## Job
Only the number is wanted: how many lines of the data contain "this"?

## Information given
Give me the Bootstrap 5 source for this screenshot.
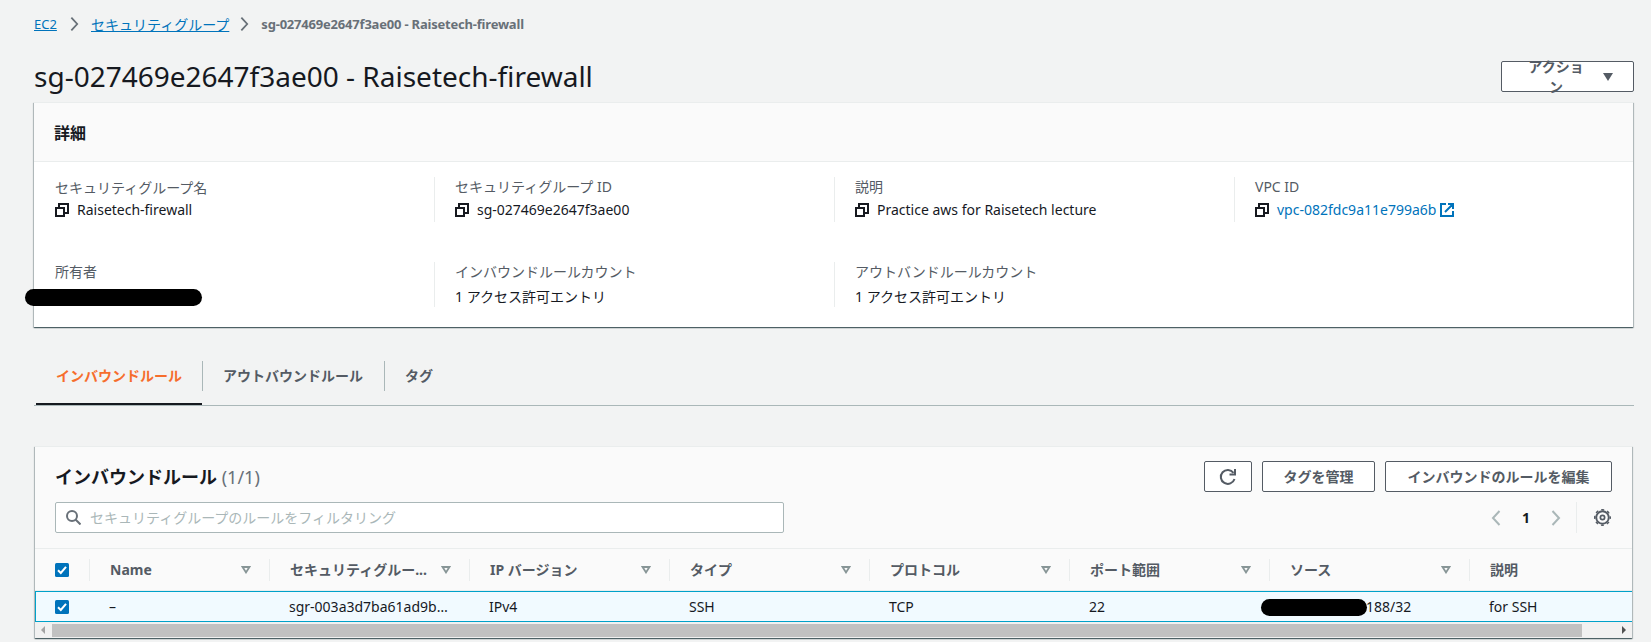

* * *

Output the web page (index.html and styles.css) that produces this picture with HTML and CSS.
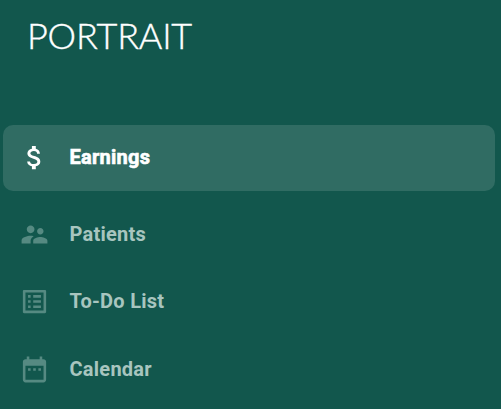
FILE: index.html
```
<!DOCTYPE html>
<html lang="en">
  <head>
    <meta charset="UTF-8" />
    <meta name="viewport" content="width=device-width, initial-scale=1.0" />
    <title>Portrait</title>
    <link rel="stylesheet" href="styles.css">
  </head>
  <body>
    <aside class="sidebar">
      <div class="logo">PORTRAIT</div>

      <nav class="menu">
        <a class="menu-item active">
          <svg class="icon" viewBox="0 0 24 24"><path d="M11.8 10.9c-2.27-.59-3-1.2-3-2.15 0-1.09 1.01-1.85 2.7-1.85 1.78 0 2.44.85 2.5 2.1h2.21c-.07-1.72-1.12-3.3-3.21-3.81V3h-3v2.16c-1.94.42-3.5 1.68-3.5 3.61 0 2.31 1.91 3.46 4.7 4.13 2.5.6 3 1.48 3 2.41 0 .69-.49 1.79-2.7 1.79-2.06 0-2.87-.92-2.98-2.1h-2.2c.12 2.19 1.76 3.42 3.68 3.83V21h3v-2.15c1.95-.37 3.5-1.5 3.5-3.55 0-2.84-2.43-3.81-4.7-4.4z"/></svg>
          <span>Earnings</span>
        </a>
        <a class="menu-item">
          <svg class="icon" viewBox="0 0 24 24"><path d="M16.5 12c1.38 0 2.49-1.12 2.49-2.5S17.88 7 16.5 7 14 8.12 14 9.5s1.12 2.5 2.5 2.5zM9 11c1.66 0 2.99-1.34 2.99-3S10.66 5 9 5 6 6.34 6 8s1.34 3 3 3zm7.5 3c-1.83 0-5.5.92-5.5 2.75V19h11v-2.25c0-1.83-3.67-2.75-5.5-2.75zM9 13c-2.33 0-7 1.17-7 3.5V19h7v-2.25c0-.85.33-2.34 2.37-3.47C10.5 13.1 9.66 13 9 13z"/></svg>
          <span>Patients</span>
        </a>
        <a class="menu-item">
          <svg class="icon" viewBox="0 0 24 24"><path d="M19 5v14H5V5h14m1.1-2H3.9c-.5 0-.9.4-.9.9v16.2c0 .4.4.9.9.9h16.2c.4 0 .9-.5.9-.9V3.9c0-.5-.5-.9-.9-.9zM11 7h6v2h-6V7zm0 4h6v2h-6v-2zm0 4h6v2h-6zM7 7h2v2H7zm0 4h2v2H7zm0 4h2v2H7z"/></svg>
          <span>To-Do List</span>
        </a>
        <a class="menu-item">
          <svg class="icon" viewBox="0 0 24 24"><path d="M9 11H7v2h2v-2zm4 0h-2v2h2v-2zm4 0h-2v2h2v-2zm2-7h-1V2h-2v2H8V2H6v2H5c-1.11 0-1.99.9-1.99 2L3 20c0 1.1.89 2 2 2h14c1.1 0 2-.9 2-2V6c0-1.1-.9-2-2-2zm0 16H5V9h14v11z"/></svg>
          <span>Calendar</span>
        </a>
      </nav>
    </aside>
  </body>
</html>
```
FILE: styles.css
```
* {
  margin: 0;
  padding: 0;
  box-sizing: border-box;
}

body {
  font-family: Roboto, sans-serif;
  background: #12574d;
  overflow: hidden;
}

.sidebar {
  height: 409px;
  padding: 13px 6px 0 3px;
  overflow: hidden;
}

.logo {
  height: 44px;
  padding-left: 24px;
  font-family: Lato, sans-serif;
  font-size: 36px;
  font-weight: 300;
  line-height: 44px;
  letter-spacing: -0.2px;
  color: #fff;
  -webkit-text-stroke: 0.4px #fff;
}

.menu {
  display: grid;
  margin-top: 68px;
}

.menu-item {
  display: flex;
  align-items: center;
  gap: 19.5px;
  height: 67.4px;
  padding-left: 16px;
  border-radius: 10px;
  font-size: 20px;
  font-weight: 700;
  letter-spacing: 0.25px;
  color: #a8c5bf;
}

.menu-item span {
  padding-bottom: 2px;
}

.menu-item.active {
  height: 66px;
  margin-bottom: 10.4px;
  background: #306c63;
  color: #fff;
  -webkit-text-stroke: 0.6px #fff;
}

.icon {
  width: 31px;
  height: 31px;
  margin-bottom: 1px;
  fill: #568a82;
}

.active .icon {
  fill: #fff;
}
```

## Final answer
2